17 years later, I am an Art History student, gazing at the projector as we speak about conceptual artworks regarding grief. “This is Félix González-Torres,” states my professor. She explains that he is unbound by one medium, using words and images, as well as objects, to build meaning. His installations range from thick stacks of paper for public taking, to grand rooms of billowing curtains, to billboards placed in the cityscape, to photographs printed on puzzles. Many of these works function as a part to whole, prompting the viewer to value the patterns yielded by audience engagement.
“González-Torres leaves many of his works untitled to allow for participation,” she states, flipping the projector. I am confronted with a familiar 700 pound spill of black-rod licorice. This is Untitled (Public Opinion). As the projector flickers, the next slide introduces the 175 pound corner of rainbow confections, Untitled (Portrait of Ross in L.A).
“The work begins as 175 pounds of candy. This is the healthy weight of
Ross, González-Torres‘ lover, before his body weight diminishes due to AIDS. As the exhibition continues and visitors are encouraged to take candy, the pile shrinks, as does Ross’ body,” my professor says, softly.
Words do not come easily to me now. I am first haunted by my naiveté. I was lured in by the universal desire for sweetness, and all I did was consume. Like the greediness of consuming the candies, the museum goer consumes the artist’s emotions and objects of self expression for entertainment. More than my ignorance, I am struck by the work as a selfless act: when the art was concieved from a place of deep sorrow, the artist gifted me joy. He gifted me belonging.
Despite the melancholy of the dwindling candy and the loss that it nods to, there always lies the possibility of replenishment. Installed in museum corners, and winding down hallways of family homes, Ross’ portrait lives forever. He is everywhere, and he is immortal.
The beauty of the work lies within the individual’s ability to activate it. Perhaps I reflected back a gift to the artist: the presence of a child. I stood at the threshold of the works with desire and in awe. I would like to think that my four year old self’s emanation of love and gratitude is as important to the ever-changing meaning of the work as is the recognition of the hollow space carved out by absence. My intuition tethered me to the work, and years later, my emotional, intellectual self became immersed in it anew. These sensibilities are displayed in the 52nd Biennale’s apt title: Think with the Senses - Feel with the Mind.

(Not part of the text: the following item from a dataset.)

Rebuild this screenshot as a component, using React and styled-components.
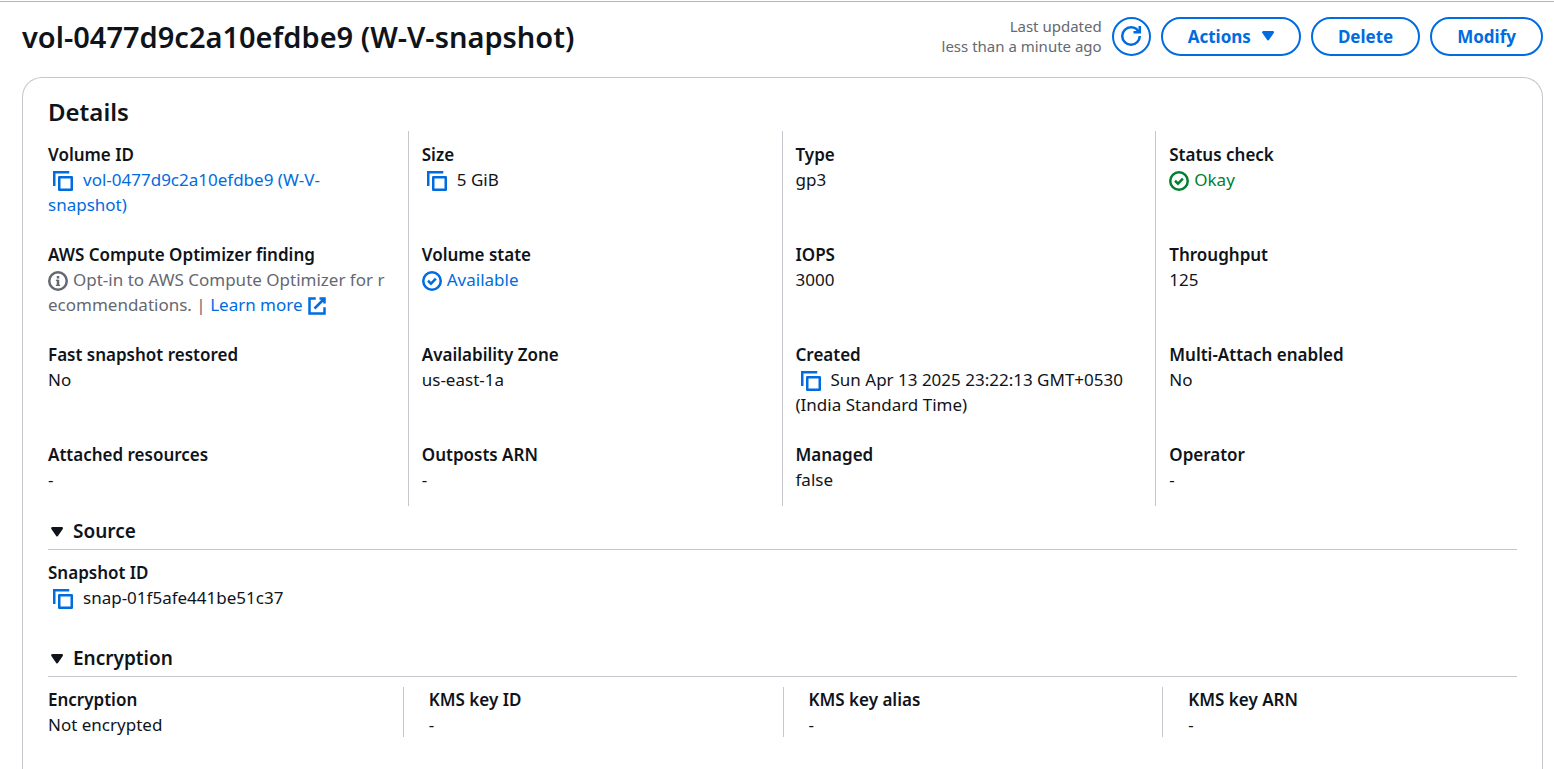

Struggling to find a balance in my past and present perception of the work, between thinking and feeling, I find the words of Robert Storr, the curator of the exhibition that changed my life. Storr writes,
“From Plato onwards philosophers have divided and compartmentalized human consciousness more or less explicitly pitting one faculty against another; mind versus body, reason versus unreason, thought versus feeling, criticality versus intuition, the intellect versus the senses, the conceptual versus the perceptual...Think with the Senses - Feel with the Mind is predicated on the conviction that art is now, as it has always been, the means by which humans are made aware of the whole of their being.”